Anadolu'nun Türkleşmesi BUSİAD'da konuşuldu
Bursa Sanayicileri ve İşinsanları Derneği ile Bursa Felsefe Kulübü'nün birlikte düzenlediği Açık Kapı Toplantıları / Felsefe Söyleşilerinin 2022-2023 dönemi ilk toplantısı, Bursa Uludağ Üniversitesi Geçmiş Dönem Sosyoloji Bölüm Başkanı Prof. Dr. Fügen Berkay'ın, "Anadolu'nun Türkleşmesi ve Yunus Emre" başlıklı konuşmasıyla başladı.
Bursa Uludağ Üniversitesi Felsefe Bölümü Öğretim Üyesi Prof. Dr. Işık Eren'in moderatörlüğündeki toplantı çevrim içi olarak gerçekleştirildi.
Anadolu'daki Türkleşmenin kaynağını Oğuzlar kavminin oluşturduğunu kaydeden Prof. Dr. Fügen Berkay, "Oğuzlar önce Büyük Selçukluların, ardından da bugünkü Anadolu Türklüğünün kaynağı olmuştur. Bu bakımdan bizim tarihimizdeki yerleri ve önemi büyük olmuştur. Atalarımız Anadolu'ya önemli bir kültürel birikim getirdi. İbni Sina, Farabi Biruni gibi isimlerin Anadolu'ya gelen Türklerin entelektüel kesimlerin bagajlarında geldi" diye konuştu.
Oğuzların İslamiyetle ilişkili olanlarına Türkmen denildiğini de ifade eden Prof. Dr. Berkay, "Türkmen adını alan Oğuz boyları, Anadolu'da konar göçerliği temsil ediyor. Yerleşik olanlar ise köylü oluyor. Yer adlarını da genellikle Türkmenler veriyor" dedi. Berkay, Anadolu ismini de Romalıların verdiğini dile getirerek, "Doğudaki yer anlamında Anatolika deniliyor.

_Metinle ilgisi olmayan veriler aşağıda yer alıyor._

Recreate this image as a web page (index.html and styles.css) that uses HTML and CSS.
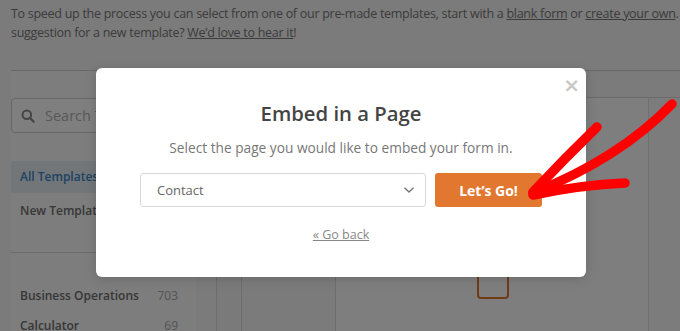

O dönemde uygar dünya güney, barbar kuzey, batı çayır çimen yerler. Büyük iştahla bakılan yerler ise doğu yani Anadolu. Bunun da en bilinen ismi Büyük İskender" diye konuştu.
Prof. Dr. Berkay, sözlerine şöyle devam etti:
"İslamiyetin doğuşuyla birlikte denklemler değişiyor. Keşfedilmediği için, Amerika'yı göz ardı ederseniz ve bir dikdörtgen olarak düşünürseniz Dünya'yı, Anadolu Dünya'nın merkezi. Batı Anadolu üzerinden doğuya uzanmayı hedeflemiş iken, İran üzerinden Oğuzların Anadolu'ya girerek bölgeyi Türkleştirmesi hesapları bozmuştur.
Moğolların baskıları sonucunda Anadolu'ya geldik. Burada daha yerleşik hale geliyoruz. Bunu da sağlayan Türkmenler. Türkmenler konar göçer ama hayvancılıktan dolayı. Köy tabiki var. Köy kelimesi de Farsça ağıldan geliyor. Yeni vatanımızın ilk büyük yıkımı yine Moğol istilasıyla oluyor. Oradan da Yunus Emre çıkıyor. Yunus Emre iyi eğitim almış. Halk şairi değil de, halkın şairi denilecek birisi. Burhan Toprak Dante'yle Yunus Emre'yi karşılaştırır. Dante'nin İtalyanca için yaptığını Yunus Emre'ye yakıştırır. Büyük Fars etkisine rağmen Yunus'un şiirini bugün bile anlayabiliyoruz. Çağımızda ise benzeri Aşık Veysel'dir."
Yunus Emre'nin salt bir şair olmadığını aynı zamanda gününü aşan bir filozof niteliğine de sahip olduğunu kaydeden Berkay, Türkçe açısından önemine de vurgu yaptı. Felsefe Toplantısı katılımcıların sorularıyla sona erdi.